Dünyadaki doğal kaynakları büyük bir hızla tüketiyor olduğumuz gerçeği bir tarafa, göktaşı ve iklim felaketi senaryoları da yeryüzündeki günlerimizin sayılı olduğunu bizlere sürekli hatırlatıyor. Böyle zorlayıcı etkenlerin varlığıyla birlikte de kaçınılmaz olarak insanoğlu, her geçen gün uzayda yaşam rüyasına bir adım daha yaklaşıyor.
Yine de bu konuda önümüzde çok büyük bir engel var. Uzayda koloni kurmamızın önünde duran bu devasa engel, aslında çıplak gözle görülemeyecek kadar küçük: Oksijen.
Bitkiler sıfır yerçekimi ortamında yaşamını sürdüremediği için uzayda oksijen üretiminde kullanılamıyorlar. Akla gelebilecek diğer bir yöntem olan oksijeni dünyadan taşıyarak depolamak ise pek pratik bir uygulama değil. İşte bu noktada devreye insan yapımı Silk Leaf (İpek Yaprak) giriyor.
İnsan eliyle yaratılmış olan bu “bitki” ışık ve su kullanarak sınırsız miktarda oksijen üretebiliyor.
Julian Melchiorri, yıldızlararası yolculuğun zorluklarını aşabilecek bir oksijen üretme yöntemi arayışıyla çıktığı yolculukta bu suni yaprağı keşfetmiş.
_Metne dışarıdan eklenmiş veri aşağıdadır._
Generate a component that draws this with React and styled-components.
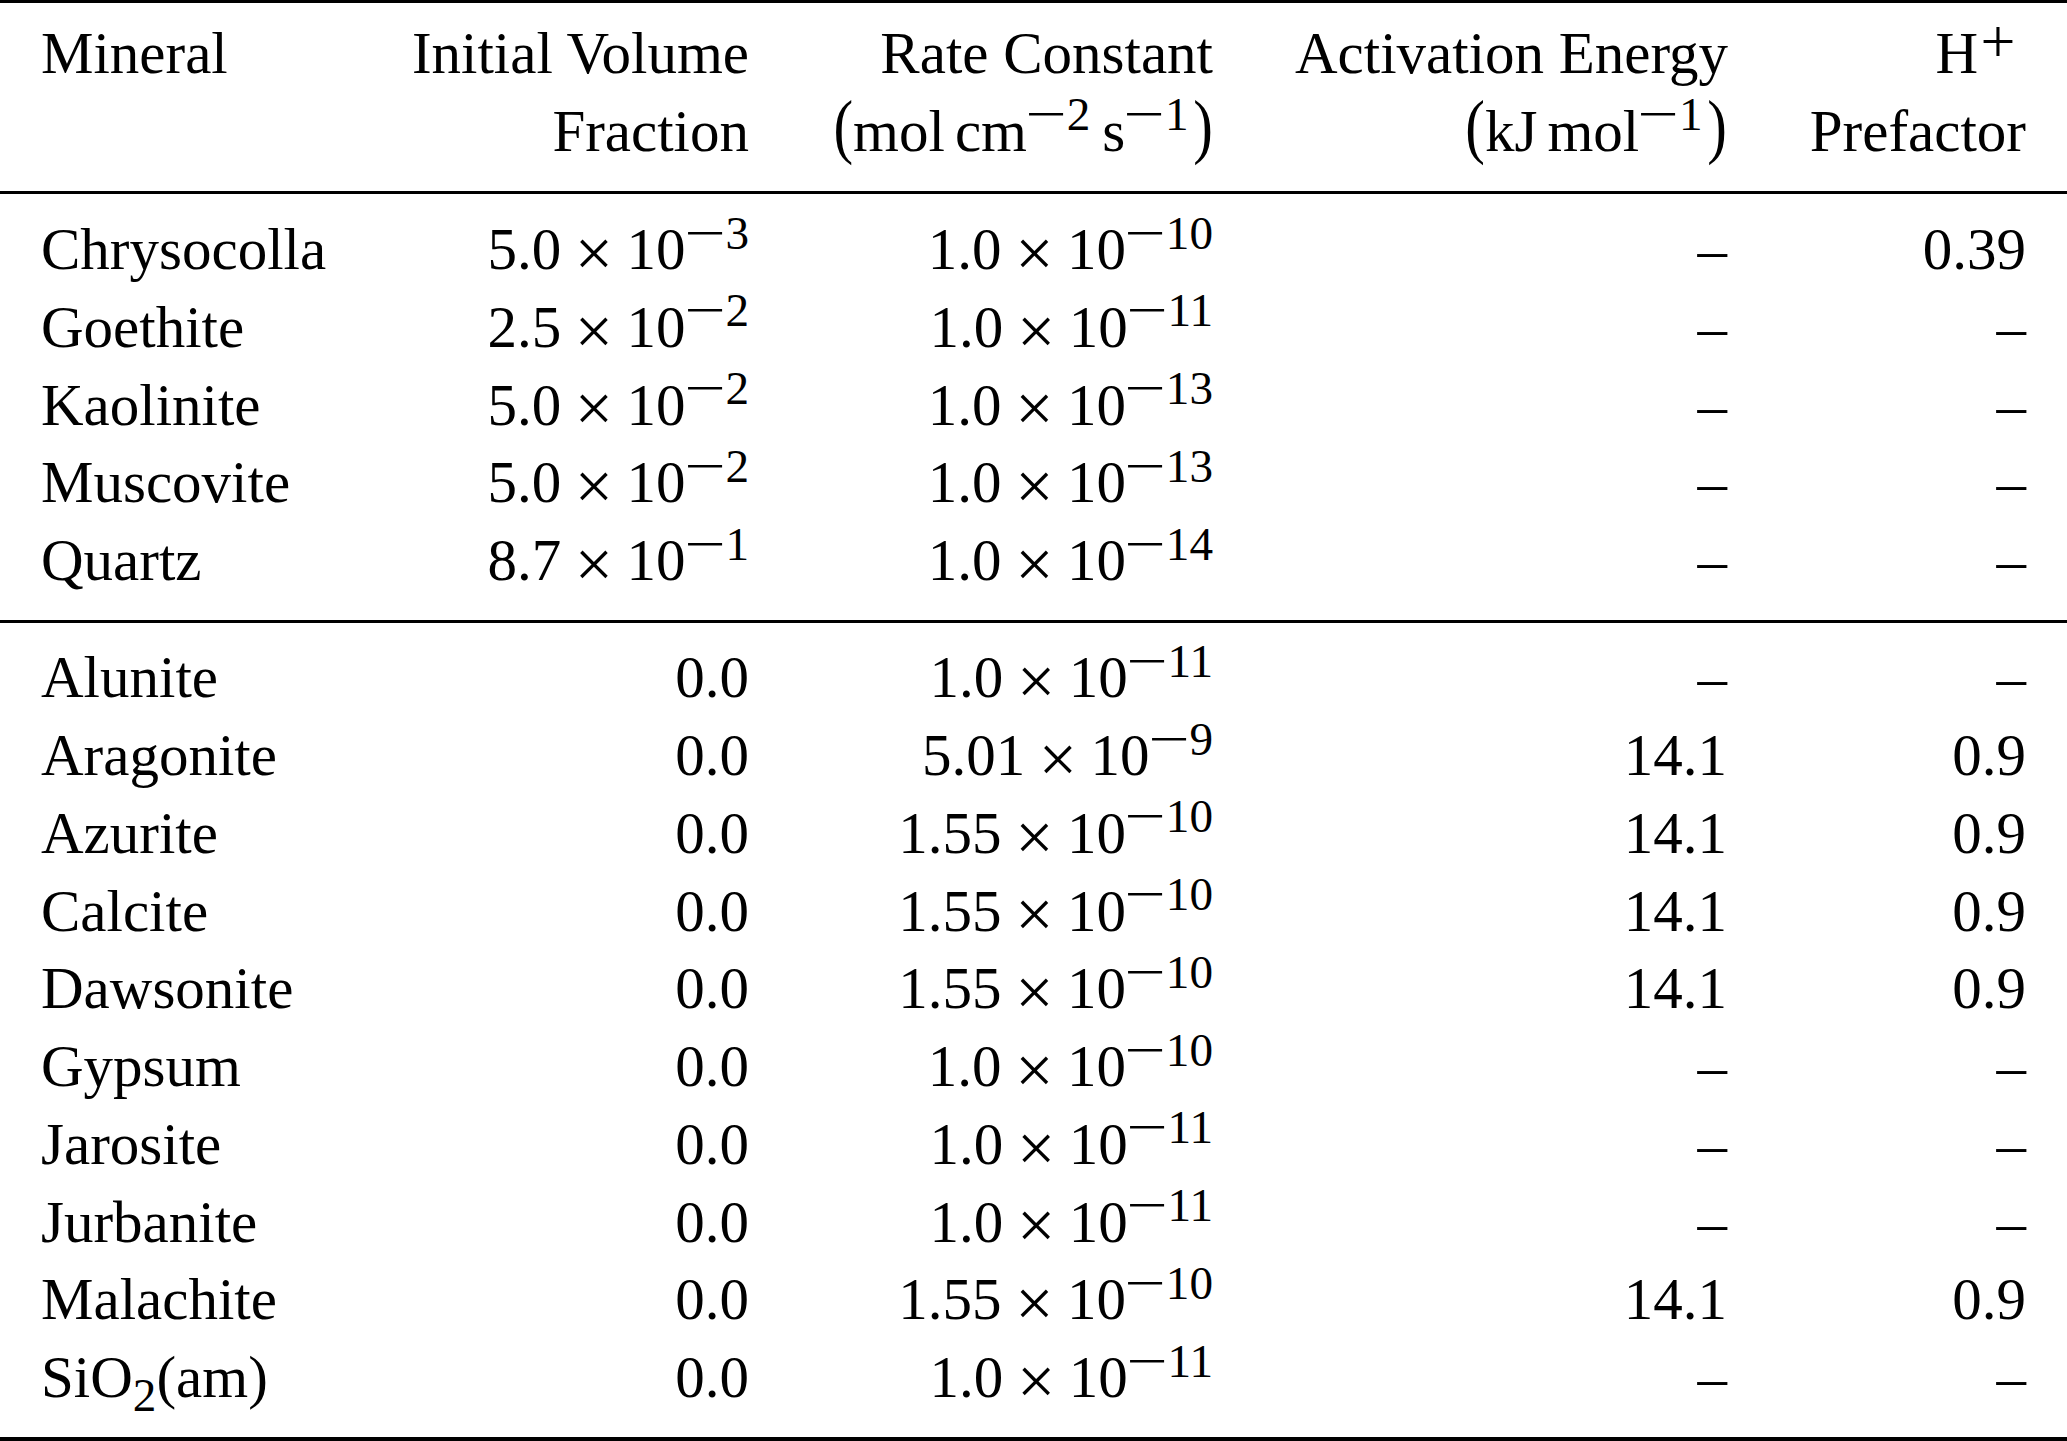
import React from 'react';
import styled, { createGlobalStyle } from 'styled-components';

const Global = createGlobalStyle`
  html, body { margin: 0; padding: 0; background: #ffffff; }
  body { font-family: "Liberation Serif", "Times New Roman", serif; color: #000000; }
`;

const COLS = '287px 339px 382px 432px 217px';

const Table = styled.div`
  width: 2067px;
  box-sizing: border-box;
  border-top: 3px solid #000;
  border-bottom: 4px solid #000;
  font-size: 59px;
  line-height: 77.75px;
`;

const Row = styled.div`
  display: grid;
  grid-template-columns: ${COLS};
  column-gap: 82px;
  padding: 0 41px;
`;

const Head = styled(Row)`
  padding-top: 12px;
  padding-bottom: 20.5px;
  border-bottom: 3px solid #000;
`;

const Section = styled.div`
  padding-top: ${(p) => p.$top}px;
  padding-bottom: ${(p) => p.$bottom}px;
  border-bottom: ${(p) => (p.$rule ? '3px solid #000' : 'none')};
`;

const Cell = styled.div`
  text-align: ${(p) => (p.$left ? 'left' : 'right')};
  white-space: nowrap;
`;

const Line = styled.span`
  display: block;
`;

const Sup = styled.span`
  font-size: 0.8em;
  line-height: 0;
  position: relative;
  top: -0.43em;
`;

const Plus = styled.span`
  font-size: 1.05em;
  line-height: 0;
  position: relative;
  top: -0.18em;
  margin: 0 0.17em 0 0.04em;
`;

const Sub = styled.span`
  font-size: 0.8em;
  line-height: 0;
  position: relative;
  top: 0.3em;
`;

const Minus = styled.span`
  display: inline-block;
  transform: scaleX(1.55);
  margin: 0 0.15em 0 0.13em;
`;

const Cross = styled.span`
  font-size: 1.15em;
  line-height: 0;
  position: relative;
  top: 0.1em;
  margin: 0 0.2em;
`;

const Paren = styled.span`
  display: inline-block;
  transform: scaleY(1.22);
  transform-origin: 50% 78%;
`;

const Thin = styled.span`
  display: inline-block;
  width: ${(p) => p.$w || '0.2em'};
`;

const Sci = ({ m, e }) => (
  <>
    {m}
    <Cross>×</Cross>10
    <Sup>
      <Minus>−</Minus>
      {e}
    </Sup>
  </>
);

const DASH = '–';

const top = [
  ['Chrysocolla', ['5.0', '3'], ['1.0', '10'], DASH, '0.39'],
  ['Goethite', ['2.5', '2'], ['1.0', '11'], DASH, DASH],
  ['Kaolinite', ['5.0', '2'], ['1.0', '13'], DASH, DASH],
  ['Muscovite', ['5.0', '2'], ['1.0', '13'], DASH, DASH],
  ['Quartz', ['8.7', '1'], ['1.0', '14'], DASH, DASH],
];

const bottom = [
  ['Alunite', '0.0', ['1.0', '11'], DASH, DASH],
  ['Aragonite', '0.0', ['5.01', '9'], '14.1', '0.9'],
  ['Azurite', '0.0', ['1.55', '10'], '14.1', '0.9'],
  ['Calcite', '0.0', ['1.55', '10'], '14.1', '0.9'],
  ['Dawsonite', '0.0', ['1.55', '10'], '14.1', '0.9'],
  ['Gypsum', '0.0', ['1.0', '10'], DASH, DASH],
  ['Jarosite', '0.0', ['1.0', '11'], DASH, DASH],
  ['Jurbanite', '0.0', ['1.0', '11'], DASH, DASH],
  ['Malachite', '0.0', ['1.55', '10'], '14.1', '0.9'],
  [
    <>
      SiO<Sub>2</Sub>(am)
    </>,
    '0.0',
    ['1.0', '11'],
    DASH,
    DASH,
  ],
];

const val = (v) => (Array.isArray(v) ? <Sci m={v[0]} e={v[1]} /> : v);

const DataRow = ({ r }) => (
  <Row>
    <Cell $left>{r[0]}</Cell>
    <Cell>{val(r[1])}</Cell>
    <Cell>{val(r[2])}</Cell>
    <Cell>{val(r[3])}</Cell>
    <Cell>{val(r[4])}</Cell>
  </Row>
);

export default function App() {
  return (
    <>
      <Global />
      <Table>
        <Head>
          <Cell $left>Mineral</Cell>
          <Cell>
            <Line>Initial Volume</Line>
            <Line>Fraction</Line>
          </Cell>
          <Cell>
            <Line>Rate Constant</Line>
            <Line>
              <Paren>(</Paren>mol<Thin $w="0.17em" />cm
              <Sup>
                <Minus>−</Minus>2
              </Sup>
              <Thin />s
              <Sup>
                <Minus>−</Minus>1
              </Sup>
              <Thin $w="0.08em" />
              <Paren>)</Paren>
            </Line>
          </Cell>
          <Cell>
            <Line>Activation Energy</Line>
            <Line>
              <Paren>(</Paren>kJ<Thin $w="0.17em" />mol
              <Sup>
                <Minus>−</Minus>1
              </Sup>
              <Thin $w="0.08em" />
              <Paren>)</Paren>
            </Line>
          </Cell>
          <Cell>
            <Line>
              H<Plus>+</Plus>
            </Line>
            <Line>Prefactor</Line>
          </Cell>
        </Head>
        <Section $top={17} $bottom={20.5} $rule>
          {top.map((r, i) => (
            <DataRow key={i} r={r} />
          ))}
        </Section>
        <Section $top={16} $bottom={20.5}>
          {bottom.map((r, i) => (
            <DataRow key={i} r={r} />
          ))}
        </Section>
      </Table>
    </>
  );
}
Günlük hayatımızdan tanıyıp sevdiğimiz alelade bitkilerden elde edilmiş kloroplast İpek Yaprak içine asılı halde yerleştirilmiş.
Melchiorri kloroplastı asılı hale getirmek için ipek lifi kullanmış ve zaten buluşa verilen İpek Yaprak ismi de buradan geliyor.
Fonksiyonel açıdan bildiğimiz yaprağı andıran buluş doğal yapraktan daha güçlü bir yapıya sahip ve bu sayede kloroplastın sıfır yerçekimi ortamında işlev gösterebilmesine olanak veriyor.
Dünya üzerinde de kendine sayısız kullanım alanı bulabilecek olan İpek Yaprak gelecek vaat eder gibi görünüyor.